→ Data rows:
═══

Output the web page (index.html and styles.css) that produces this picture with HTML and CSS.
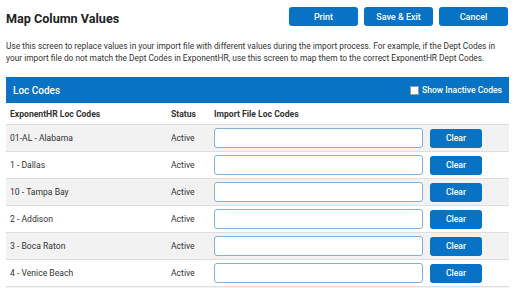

═══

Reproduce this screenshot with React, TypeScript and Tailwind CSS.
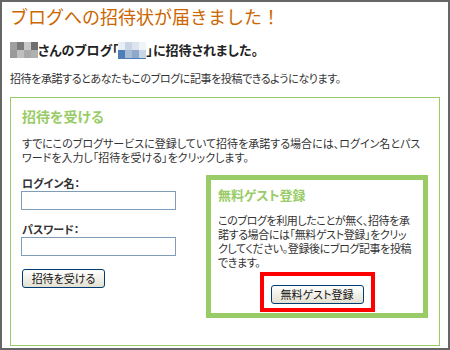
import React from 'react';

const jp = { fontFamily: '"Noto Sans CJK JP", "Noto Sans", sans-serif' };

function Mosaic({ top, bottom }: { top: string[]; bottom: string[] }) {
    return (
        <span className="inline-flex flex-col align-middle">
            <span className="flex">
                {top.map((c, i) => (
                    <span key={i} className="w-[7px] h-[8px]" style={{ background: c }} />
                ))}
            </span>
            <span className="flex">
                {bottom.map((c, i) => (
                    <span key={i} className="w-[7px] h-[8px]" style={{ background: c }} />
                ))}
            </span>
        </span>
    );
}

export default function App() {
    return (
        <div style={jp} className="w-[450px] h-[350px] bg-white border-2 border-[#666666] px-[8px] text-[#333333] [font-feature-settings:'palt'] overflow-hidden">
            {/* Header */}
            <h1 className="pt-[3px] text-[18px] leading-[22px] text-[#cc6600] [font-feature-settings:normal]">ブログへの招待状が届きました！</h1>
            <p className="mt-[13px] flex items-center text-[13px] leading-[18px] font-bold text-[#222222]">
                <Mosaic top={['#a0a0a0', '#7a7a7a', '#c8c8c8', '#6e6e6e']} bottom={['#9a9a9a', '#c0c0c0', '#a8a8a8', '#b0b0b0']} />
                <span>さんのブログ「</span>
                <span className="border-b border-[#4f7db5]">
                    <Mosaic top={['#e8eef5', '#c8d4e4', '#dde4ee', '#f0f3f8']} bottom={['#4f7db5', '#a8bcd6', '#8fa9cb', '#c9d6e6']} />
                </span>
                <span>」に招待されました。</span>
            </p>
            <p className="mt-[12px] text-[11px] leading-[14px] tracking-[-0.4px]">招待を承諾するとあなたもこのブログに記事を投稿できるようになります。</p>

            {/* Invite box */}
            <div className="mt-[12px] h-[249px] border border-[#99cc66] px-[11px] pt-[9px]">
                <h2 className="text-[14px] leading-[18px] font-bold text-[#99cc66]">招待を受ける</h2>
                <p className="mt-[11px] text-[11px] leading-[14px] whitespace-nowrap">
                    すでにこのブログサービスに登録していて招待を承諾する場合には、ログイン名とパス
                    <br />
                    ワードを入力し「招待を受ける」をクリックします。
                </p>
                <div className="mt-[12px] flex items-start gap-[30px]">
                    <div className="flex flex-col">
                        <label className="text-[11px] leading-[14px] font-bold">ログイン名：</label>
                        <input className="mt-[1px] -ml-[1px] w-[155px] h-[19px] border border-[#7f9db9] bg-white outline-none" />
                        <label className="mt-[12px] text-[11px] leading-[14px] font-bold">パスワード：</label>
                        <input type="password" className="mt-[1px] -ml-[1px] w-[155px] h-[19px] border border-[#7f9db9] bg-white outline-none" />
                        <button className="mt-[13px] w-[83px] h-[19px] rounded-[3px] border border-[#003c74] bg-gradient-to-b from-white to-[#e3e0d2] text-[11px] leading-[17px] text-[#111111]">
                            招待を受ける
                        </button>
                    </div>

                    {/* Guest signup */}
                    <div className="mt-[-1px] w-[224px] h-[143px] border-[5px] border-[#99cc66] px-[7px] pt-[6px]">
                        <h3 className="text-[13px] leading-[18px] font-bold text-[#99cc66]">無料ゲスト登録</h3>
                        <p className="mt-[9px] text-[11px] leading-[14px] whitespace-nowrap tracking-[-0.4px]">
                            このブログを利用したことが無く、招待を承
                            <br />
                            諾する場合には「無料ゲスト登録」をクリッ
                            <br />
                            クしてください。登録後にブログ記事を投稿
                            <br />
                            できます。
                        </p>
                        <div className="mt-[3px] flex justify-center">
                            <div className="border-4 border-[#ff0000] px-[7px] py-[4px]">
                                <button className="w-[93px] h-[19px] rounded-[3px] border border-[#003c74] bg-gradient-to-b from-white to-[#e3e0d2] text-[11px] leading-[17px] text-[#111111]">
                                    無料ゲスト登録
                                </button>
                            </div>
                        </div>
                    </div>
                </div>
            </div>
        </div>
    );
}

═══

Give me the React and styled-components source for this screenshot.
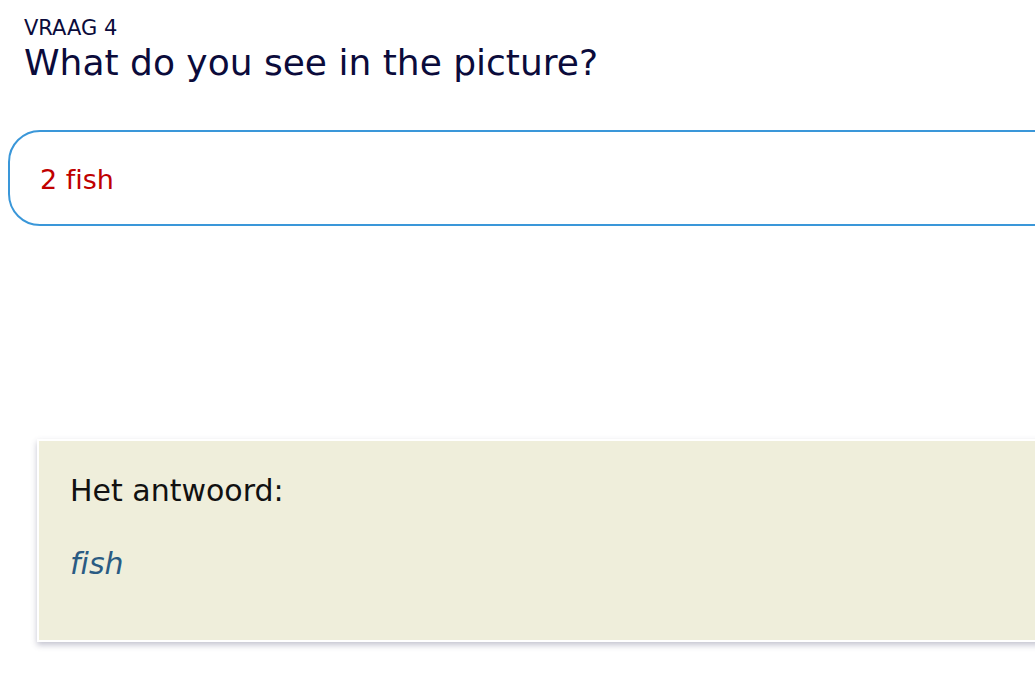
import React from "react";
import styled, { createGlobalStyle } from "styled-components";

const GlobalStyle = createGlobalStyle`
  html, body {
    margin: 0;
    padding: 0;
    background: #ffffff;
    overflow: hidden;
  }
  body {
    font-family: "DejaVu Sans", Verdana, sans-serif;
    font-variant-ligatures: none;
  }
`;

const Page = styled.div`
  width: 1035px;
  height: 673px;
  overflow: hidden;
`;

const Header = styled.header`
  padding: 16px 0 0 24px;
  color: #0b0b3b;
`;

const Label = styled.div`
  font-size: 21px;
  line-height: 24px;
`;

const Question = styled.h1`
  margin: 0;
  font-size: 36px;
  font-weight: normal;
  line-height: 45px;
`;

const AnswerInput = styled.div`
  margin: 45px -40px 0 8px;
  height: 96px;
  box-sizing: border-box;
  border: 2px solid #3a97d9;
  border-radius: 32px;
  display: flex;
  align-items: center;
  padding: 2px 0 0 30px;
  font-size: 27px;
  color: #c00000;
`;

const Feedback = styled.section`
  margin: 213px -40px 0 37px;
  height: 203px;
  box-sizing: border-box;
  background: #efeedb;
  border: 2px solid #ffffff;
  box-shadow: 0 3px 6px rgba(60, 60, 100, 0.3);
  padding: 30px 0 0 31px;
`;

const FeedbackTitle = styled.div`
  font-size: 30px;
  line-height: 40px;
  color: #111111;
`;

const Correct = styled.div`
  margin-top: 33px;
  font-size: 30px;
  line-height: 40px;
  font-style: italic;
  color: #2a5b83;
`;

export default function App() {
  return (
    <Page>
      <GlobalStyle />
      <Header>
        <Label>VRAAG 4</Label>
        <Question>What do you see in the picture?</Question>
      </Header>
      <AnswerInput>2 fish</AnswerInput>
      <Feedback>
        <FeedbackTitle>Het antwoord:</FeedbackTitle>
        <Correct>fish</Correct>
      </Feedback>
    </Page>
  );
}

═══

→ Your task:
Show every line above in which the word "styled" occurs.

→ Solution to this exercise:
Give me the React and styled-components source for this screenshot.
import styled, { createGlobalStyle } from "styled-components";
const Page = styled.div`
const Header = styled.header`
const Label = styled.div`
const Question = styled.h1`
const AnswerInput = styled.div`
const Feedback = styled.section`
const FeedbackTitle = styled.div`
const Correct = styled.div`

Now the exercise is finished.